Task statement:
Show each line of the data below that has the string "styles" in it.

┌─ Supplied data

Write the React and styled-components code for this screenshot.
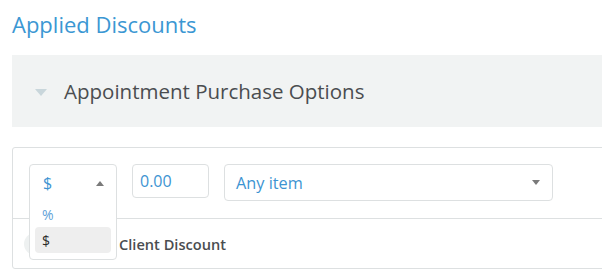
import React from 'react';
import styled, { createGlobalStyle } from 'styled-components';

const GlobalStyle = createGlobalStyle`
    html, body {
        margin: 0;
        background: #fff;
        overflow: hidden;
        font-family: 'Open Sans', 'Liberation Sans', sans-serif;
    }
`;

const Page = styled.div`
    width: 640px;
    padding: 10px 0 0 12px;
`;

const Title = styled.h2`
    margin: 0;
    font-size: 22px;
    line-height: 28px;
    font-weight: 400;
    color: #3b97d3;
`;

const GroupHeader = styled.div`
    display: flex;
    align-items: center;
    gap: 17px;
    height: 72px;
    margin-top: 17px;
    padding-left: 23px;
    background-color: #f1f3f3;
    font-size: 20.5px;
    color: #4a4d50;
`;

const Caret = styled.span`
    width: 0;
    height: 0;
    border-left: 6px solid transparent;
    border-right: 6px solid transparent;
    border-top: 7px solid #c9d6db;
    margin-top: 2px;
`;

const Card = styled.div`
    margin-top: 20px;
    border: 1px solid #dde0e1;
    border-radius: 3px;
`;

const Row = styled.div`
    display: flex;
    align-items: ${p => (p.$top ? 'flex-start' : 'center')};
    gap: 15px;
    height: ${p => p.$h}px;
    padding: ${p => (p.$top ? '16px 16px 0' : '0 11px')};
    box-sizing: border-box;
    & + & {
        border-top: 1px solid #dde0e1;
    }
`;

const SelectWrap = styled.div`
    position: relative;
    width: 88px;
    height: 37px;
    flex: none;
`;

const OpenMenu = styled.div`
    position: absolute;
    top: 0;
    left: 0;
    right: 0;
    z-index: 5;
    background: #fff;
    border: 1px solid #dde0e1;
    border-radius: 4px;
    padding-bottom: 6px;
`;

const Current = styled.div`
    display: flex;
    align-items: center;
    justify-content: space-between;
    height: 36px;
    padding: 0 12px 0 13px;
    font-size: 16px;
    color: #3d94d2;
`;

const ArrowUp = styled.span`
    width: 0;
    height: 0;
    border-left: 4px solid transparent;
    border-right: 4px solid transparent;
    border-bottom: 5px solid #7a7a7a;
`;

const ArrowDown = styled.span`
    width: 0;
    height: 0;
    border-left: 4px solid transparent;
    border-right: 4px solid transparent;
    border-top: 5px solid #7a7a7a;
`;

const Option = styled.div`
    height: 26px;
    margin: 0 5px;
    padding-left: 7px;
    display: flex;
    align-items: center;
    border-radius: 4px;
    font-size: 14px;
    color: ${p => (p.$active ? '#2b2b2b' : '#5fa2d8')};
    background: ${p => (p.$active ? '#eeeeee' : 'transparent')};
`;

const AmountInput = styled.div`
    width: 77px;
    height: 34px;
    box-sizing: border-box;
    border: 1px solid #dde0e1;
    border-radius: 4px;
    padding-left: 7px;
    display: flex;
    align-items: center;
    font-size: 16px;
    color: #3d94d2;
    flex: none;
`;

const ItemSelect = styled.div`
    width: 329px;
    height: 37px;
    box-sizing: border-box;
    border: 1px solid #dde0e1;
    border-radius: 4px;
    padding: 0 12px 0 11px;
    display: flex;
    align-items: center;
    justify-content: space-between;
    font-size: 16.3px;
    color: #3d94d2;
    flex: none;
`;

const Toggle = styled.span`
    width: 40px;
    height: 22px;
    border-radius: 11px;
    background: #eef1f1;
    flex: none;
`;

const Label = styled.span`
    margin-left: 40px;
    font-size: 14.6px;
    font-weight: 600;
    color: #4a4d50;
`;

export default function App() {
    return (
        <>
            <GlobalStyle />
            <Page>
                <Title>Applied Discounts</Title>
                <GroupHeader>
                    <Caret />
                    Appointment Purchase Options
                </GroupHeader>
                <Card>
                    <Row $top $h={70}>
                        <SelectWrap>
                            <OpenMenu>
                                <Current>$<ArrowUp /></Current>
                                <Option>%</Option>
                                <Option $active>$</Option>
                            </OpenMenu>
                        </SelectWrap>
                        <AmountInput>0.00</AmountInput>
                        <ItemSelect>Any item<ArrowDown /></ItemSelect>
                    </Row>
                    <Row $h={50}>
                        <Toggle />
                        <Label>Client Discount</Label>
                    </Row>
                </Card>
            </Page>
        </>
    );
}
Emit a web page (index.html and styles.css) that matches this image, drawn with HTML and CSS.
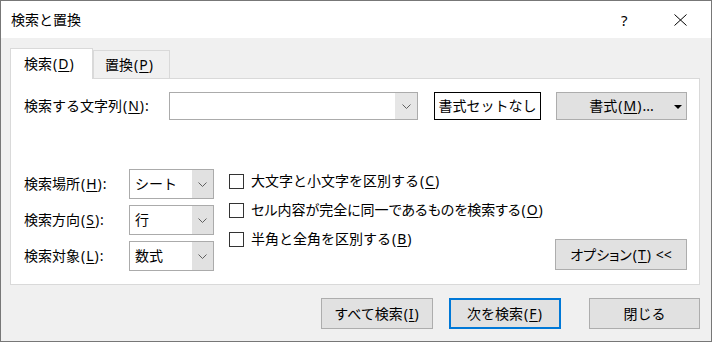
FILE: index.html
```html
<!DOCTYPE html>
<html lang="ja">
  <head>
    <meta charset="UTF-8" />
    <meta name="viewport" content="width=device-width, initial-scale=1.0" />
    <title>検索と置換</title>
    <link rel="stylesheet" href="styles.css">
  </head>
  <body>
    <div class="window">
      <!-- タイトルバー -->
      <div class="titlebar">
        <span class="title">検索と置換</span>
        <div class="title-buttons">
          <span class="help">?</span>
          <span class="close">
            <svg width="13" height="12" viewBox="0 0 13 12">
              <path d="M0.5 0.5 L12.5 11.5 M12.5 0.5 L0.5 11.5" stroke="#000" stroke-width="1" fill="none" />
            </svg>
          </span>
        </div>
      </div>

      <div class="main">
        <div class="tabs">
          <div class="tab active">検索<span class="key">(<u>D</u>)</span></div>
          <div class="tab">置換<span class="key">(<u>P</u>)</span></div>
        </div>

        <div class="panel">
          <div class="find-row">
            <span class="find-label">検索する文字列<span class="key">(<u>N</u>)</span>:</span>
            <div class="combo">
              <div class="combo-input"></div>
              <div class="combo-arrow">
                <svg width="9" height="5" viewBox="0 0 9 5"><polyline points="0.5,0.5 4.5,4.5 8.5,0.5" fill="none" stroke="#606060" stroke-width="1" /></svg>
              </div>
            </div>
            <button class="btn btn-preview">書式セットなし</button>
            <button class="btn btn-format">
              <span>書式<span class="key">(<u>M</u>)</span>...</span>
              <svg class="caret" width="8" height="4" viewBox="0 0 8 4"><polygon points="0,0 8,0 4,4" fill="#000" /></svg>
            </button>
          </div>

          <div class="options">
            <div class="fields">
              <div class="field">
                <span class="field-label">検索場所<span class="key">(<u>H</u>)</span>:</span>
                <div class="select">
                  <span class="select-value">シート</span>
                  <div class="select-arrow">
                    <svg width="9" height="5" viewBox="0 0 9 5"><polyline points="0.5,0.5 4.5,4.5 8.5,0.5" fill="none" stroke="#606060" stroke-width="1" /></svg>
                  </div>
                </div>
              </div>
              <div class="field">
                <span class="field-label">検索方向<span class="key">(<u>S</u>)</span>:</span>
                <div class="select">
                  <span class="select-value">行</span>
                  <div class="select-arrow">
                    <svg width="9" height="5" viewBox="0 0 9 5"><polyline points="0.5,0.5 4.5,4.5 8.5,0.5" fill="none" stroke="#606060" stroke-width="1" /></svg>
                  </div>
                </div>
              </div>
              <div class="field">
                <span class="field-label">検索対象<span class="key">(<u>L</u>)</span>:</span>
                <div class="select">
                  <span class="select-value">数式</span>
                  <div class="select-arrow">
                    <svg width="9" height="5" viewBox="0 0 9 5"><polyline points="0.5,0.5 4.5,4.5 8.5,0.5" fill="none" stroke="#606060" stroke-width="1" /></svg>
                  </div>
                </div>
              </div>
            </div>

            <div class="checks">
              <label class="check"><span class="box"></span>大文字と小文字を区別する<span class="key">(<u>C</u>)</span></label>
              <label class="check"><span class="box"></span><span class="tight">セル内容が完全に同一であるものを検索する</span><span class="key">(<u>O</u>)</span></label>
              <label class="check"><span class="box"></span>半角と全角を区別する<span class="key">(<u>B</u>)</span></label>
            </div>

            <button class="btn btn-options"><span class="tight">オプション</span><span class="key">(<u>T</u>)</span>&nbsp;&lt;&lt;</button>
          </div>
        </div>

        <div class="footer">
          <button class="btn btn-foot">すべて検索<span class="key">(<u>I</u>)</span></button>
          <button class="btn btn-foot btn-default">次を検索<span class="key">(<u>F</u>)</span></button>
          <button class="btn btn-foot btn-close">閉じる</button>
        </div>
      </div>
    </div>
  </body>
</html>
```

FILE: styles.css
```css
* {
  box-sizing: border-box;
  margin: 0;
  padding: 0;
}

body {
  font-family: "Noto Sans", "Noto Sans CJK JP", sans-serif;
  font-size: 14px;
  line-height: 20px;
  color: #000;
  background: #fff;
}

u {
  text-decoration: underline;
  text-underline-offset: 2px;
}

/* ニーモニック (X) はYu Gothic UIに合わせて少し広め */
.key {
  letter-spacing: 1px;
  padding-left: 1px;
}

.tight {
  font-feature-settings: "palt";
}

.window {
  width: 712px;
  height: 342px;
  border: 1px solid #777;
  background: #f0f0f0;
  display: flex;
  flex-direction: column;
}

/* タイトルバー */
.titlebar {
  height: 37px;
  background: #fff;
  display: flex;
  align-items: center;
  justify-content: space-between;
  padding-left: 10px;
}

.title {
  font-size: 14px;
}

.title-buttons {
  display: flex;
  align-items: center;
}

.help {
  font-size: 15px;
  width: 10px;
  margin-right: 43px;
}

.close {
  display: flex;
  width: 13px;
  margin-right: 24px;
}

.main {
  flex: 1;
  padding: 10px 11px 0 9px;
  display: flex;
  flex-direction: column;
}

/* タブ */
.tabs {
  display: flex;
  align-items: flex-end;
  height: 30px;
}

.tab {
  height: 28px;
  width: 77px;
  padding-left: 11px;
  border: 1px solid #d9d9d9;
  border-bottom: none;
  background: #f0f0f0;
  display: flex;
  align-items: center;
}

.tab.active {
  position: relative;
  z-index: 1;
  height: 31px;
  width: 83px;
  padding-left: 13px;
  margin-bottom: -1px;
  background: #fff;
}

.panel {
  background: #fff;
  border: 1px solid #d9d9d9;
  height: 207px;
  padding: 13px 12px 13px 13px;
  display: flex;
  flex-direction: column;
}

.find-row {
  display: flex;
  align-items: center;
  height: 28px;
}

.find-label {
  width: 145px;
}

.combo {
  width: 249px;
  height: 28px;
  border: 1px solid #ababab;
  display: flex;
}

.combo-input {
  flex: 1;
}

.combo-arrow {
  width: 22px;
  background: #e6e6e6;
  display: flex;
  align-items: center;
  justify-content: center;
}

.btn {
  font-family: inherit;
  font-size: 14px;
  line-height: 20px;
  color: #000;
  background: #e1e1e1;
  border: 1px solid #adadad;
  display: flex;
  align-items: center;
  justify-content: center;
}

.btn-preview {
  width: 107px;
  height: 28px;
  margin-left: 16px;
  background: #fff;
  border: 1px solid #000;
}

.btn-format {
  width: 131px;
  height: 28px;
  margin-left: 15px;
  position: relative;
}

.btn-format .caret {
  position: absolute;
  right: 4px;
  top: 12px;
}

.options {
  margin-top: 49px;
  display: flex;
  flex: 1;
}

.fields {
  display: flex;
  flex-direction: column;
  gap: 6px;
}

.field {
  display: flex;
  align-items: center;
  height: 30px;
}

.field-label {
  width: 105px;
}

.select {
  width: 85px;
  height: 30px;
  border: 1px solid #ababab;
  display: flex;
}

.select-value {
  flex: 1;
  padding-left: 5px;
  display: flex;
  align-items: center;
}

.select-arrow {
  width: 21px;
  background: #e1e1e1;
  display: flex;
  align-items: center;
  justify-content: center;
}

.checks {
  margin-left: 15px;
  padding-top: 2px;
  display: flex;
  flex-direction: column;
  gap: 9px;
}

.check {
  height: 20px;
  display: flex;
  align-items: center;
}

.box {
  width: 15px;
  height: 15px;
  border: 1px solid #333;
  background: #fff;
  margin-right: 7px;
}

.btn-options {
  margin-left: auto;
  align-self: flex-end;
  width: 132px;
  height: 31px;
  margin-bottom: 1px;
}

/* 下のボタン */
.footer {
  display: flex;
  justify-content: flex-end;
  padding-top: 13px;
}

.btn-foot {
  width: 112px;
  height: 31px;
}

.btn-default {
  margin-left: 16px;
  border: 2px solid #0078d7;
}

.btn-close {
  width: 111px;
  margin-left: 28px;
}
```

└─

Exercise solution:
Emit a web page (index.html and styles.css) that matches this image, drawn with HTML and CSS.
    <link rel="stylesheet" href="styles.css">
FILE: styles.css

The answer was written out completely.